Patients should be monitored for at least 24 hours after the bite to watch for any additional delayed systemic toxicity.
Carcinogenicity
Gila monster venom has not been found to be carcinogenic.
Genetic susceptibility or heritable traits
There have been no reported genetic or heritable traits that affect the level of toxicity of Gila monster envenomation.
Historical or unique exposures (6)
A unique use of the Gila monster is in the treatment of type 2 diabetes. The synthetic drug exenatide is a 39-amino acid peptide isolated from the saliva of the Gila monster. Exenatide is in a class of drugs called incretin mimetics that mimics the effects of glucagon-like-peptide-1 (GLP-1), also known as incretin. This peptide hormone regulates glucose homeostasis following meals, enhances insulin secretion, slows gastric emptying, and reduces food intake.

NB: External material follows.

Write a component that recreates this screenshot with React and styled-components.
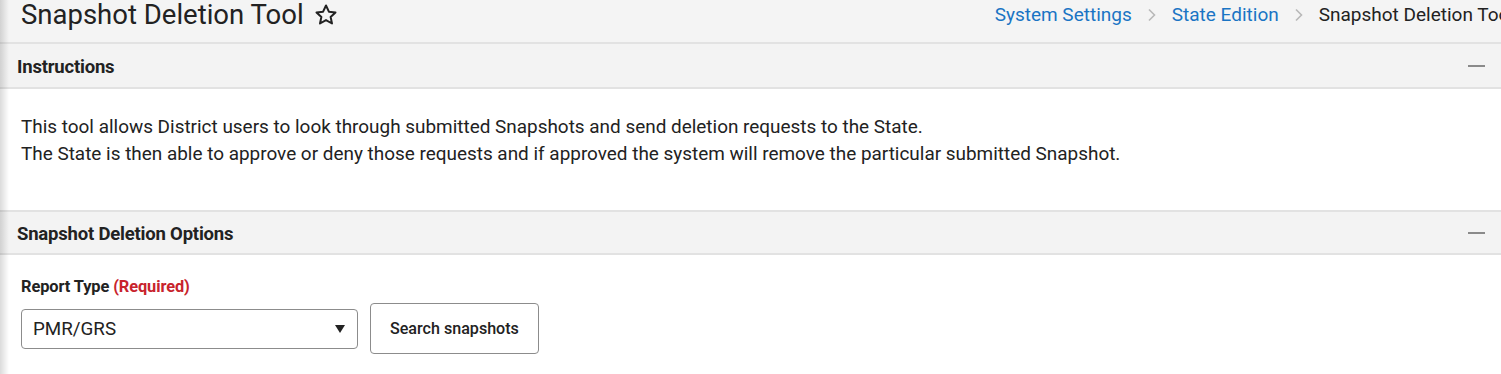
import React from "react";
import styled, { createGlobalStyle } from "styled-components";

const Global = createGlobalStyle`
  html, body { margin: 0; padding: 0; background: #fff; }
  body { font-family: Roboto, "Liberation Sans", Arial, sans-serif; color: #1f1f1f; }
  * { box-sizing: border-box; }
`;

const Page = styled.div`
  position: relative;
  width: 1501px;
  height: 374px;
  overflow: hidden;
  background: #fff;
  &::before {
    content: "";
    position: absolute;
    left: 0; top: 0; bottom: 0;
    width: 9px;
    background: linear-gradient(to right, rgba(0,0,0,0.14), rgba(0,0,0,0));
    z-index: 5;
    pointer-events: none;
  }
`;

const Header = styled.header`
  display: flex;
  align-items: center;
  justify-content: space-between;
  height: 44px;
  background: #f4f4f4;
  border-bottom: 2px solid #e2e2e2;
  padding: 0 0 0 21px;
  white-space: nowrap;
`;

const TitleWrap = styled.div`
  display: flex;
  align-items: center;
  gap: 10px;
  margin-top: -12px;
`;

const Title = styled.h1`
  margin: 0;
  font-size: 27.5px;
  line-height: 32px;
  font-weight: 400;
  color: #222;
`;

const Crumbs = styled.nav`
  display: flex;
  align-items: center;
  margin-top: -13px;
  margin-right: -13px;
  font-size: 19px;
`;

const Crumb = styled.span`
  color: ${(p) => (p.$current ? "#222" : "#1a74c4")};
`;

const Chevron = styled.span`
  display: inline-flex;
  width: 40px;
  justify-content: center;
  color: #b8b8b8;
`;

const SectionHead = styled.div`
  display: flex;
  align-items: center;
  justify-content: space-between;
  height: 45px;
  background: #f3f3f3;
  border-bottom: 2px solid #e2e2e2;
  border-top: ${(p) => (p.$top ? "2px solid #e2e2e2" : "none")};
  padding: 2px 16px 0 17px;
`;

const SectionTitle = styled.h2`
  margin: 0;
  font-size: 18.5px;
  line-height: 22px;
  font-weight: 700;
  color: #222;
  letter-spacing: -0.2px;
`;

const Minus = styled.span`
  display: block;
  width: 17px;
  height: 2px;
  margin-top: -2px;
  background: #8a8a8a;
`;

const Body = styled.div`
  padding: ${(p) => p.$pad};
`;

const Para = styled.p`
  margin: 0;
  font-size: 18.93px;
  line-height: 27px;
  color: #222;
`;

const Label = styled.div`
  font-size: 16.4px;
  line-height: 20px;
  font-weight: 700;
  color: #222;
  margin: 2px 0 6px;
  letter-spacing: -0.1px;
`;

const Req = styled.span`
  color: #c8232c;
`;

const Row = styled.div`
  display: flex;
  align-items: center;
  gap: 12px;
`;

const Select = styled.div`
  display: flex;
  align-items: center;
  justify-content: space-between;
  width: 337px;
  height: 40px;
  border: 1px solid #8c8c8c;
  border-radius: 4px;
  padding: 0 12px 0 11px;
  font-size: 18.8px;
  color: #222;
  margin-top: 1px;
`;

const Arrow = styled.span`
  width: 0;
  height: 0;
  border-left: 5px solid transparent;
  border-right: 5px solid transparent;
  border-top: 8px solid #222;
`;

const Button = styled.button`
  height: 51px;
  padding: 0 19px;
  border: 1px solid #8c8c8c;
  border-radius: 4px;
  background: #fff;
  font-family: Roboto, "Liberation Sans", Arial, sans-serif;
  font-size: 16.1px;
  font-weight: 500;
  color: #222;
`;

const Star = () => (
  <svg width="24" height="24" viewBox="0 0 24 24" fill="none" stroke="#222" strokeWidth="2" strokeLinejoin="round">
    <path d="M12 2.5l2.9 6.2 6.6.7-4.9 4.5 1.4 6.6L12 17.1l-6 3.4 1.4-6.6-4.9-4.5 6.6-.7z" />
  </svg>
);

const ChevronIcon = () => (
  <svg width="10" height="14" viewBox="0 0 10 14" fill="none" stroke="#b8b8b8" strokeWidth="1.6">
    <path d="M2 1.5l5.5 5.5L2 12.5" />
  </svg>
);

export default function App() {
  return (
    <Page>
      <Global />
      <Header>
        <TitleWrap>
          <Title>Snapshot Deletion Tool</Title>
          <Star />
        </TitleWrap>
        <Crumbs>
          <Crumb>System Settings</Crumb>
          <Chevron><ChevronIcon /></Chevron>
          <Crumb>State Edition</Crumb>
          <Chevron><ChevronIcon /></Chevron>
          <Crumb $current>Snapshot Deletion Tool</Crumb>
        </Crumbs>
      </Header>
      <SectionHead>
        <SectionTitle>Instructions</SectionTitle>
        <Minus />
      </SectionHead>
      <Body $pad="24px 21px 43px">
        <Para>This tool allows District users to look through submitted Snapshots and send deletion requests to the State.</Para>
        <Para>The State is then able to approve or deny those requests and if approved the system will remove the particular submitted Snapshot.</Para>
      </Body>
      <SectionHead $top>
        <SectionTitle>Snapshot Deletion Options</SectionTitle>
        <Minus />
      </SectionHead>
      <Body $pad="20px 21px">
        <Label>Report Type <Req>(Required)</Req></Label>
        <Row>
          <Select>
            <span>PMR/GRS</span>
            <Arrow />
          </Select>
          <Button>Search snapshots</Button>
        </Row>
      </Body>
    </Page>
  );
}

Treatment with exenatide results in lowered A1C levels and weight loss in these diabetic patients.
References
1. Bonnet MS. The Toxicology of Heloderma Suspects: The Gila Monster. British Homeopathic Journal. July 2000; 89: 198-204.
2. Strimple PD, Tomassoni AJ, Otten EJ, Bahner D. Report on envenomation by a Gila monster (Heloderma suspectum) with a discussion of venom apparatus, clinical findings, and treatment. Wilderness and Environmental Medicine. 1997; 8: 111-116.
3. Hooker KR, Caravati EM. Gila Monster Envenomation. Annals of Emergency Medicine. October 1994; 24(4): 731-735.
4. Watkins JB, III. Toxic Effects of Plants and Animals. In: Klaassen CD. eds. Casarett and Doull’s Toxicology: The Basic Science of Poisons, Eighth Edition. McGraw-Hill; Accessed July 25, 2020. https://accesspharmacy-mhmedical-com.proxy.lib.ohio-state.edu/content.aspx?bookid=958§ionid=53483751
5. Sanggaard KW, Dyrlund TF, Thomsen LR, et al. Characterization of the gila monster (Heloderma suspectum) venom proteome. Journal of Proteomics. January 2015; 117: 1-11.
6. Triplett C, Chiquette E. Exenatide: From the Gila Monster to the Pharmacy. Journal of the American Pharmacists Association. January/February 2006; 46(1): 44-55.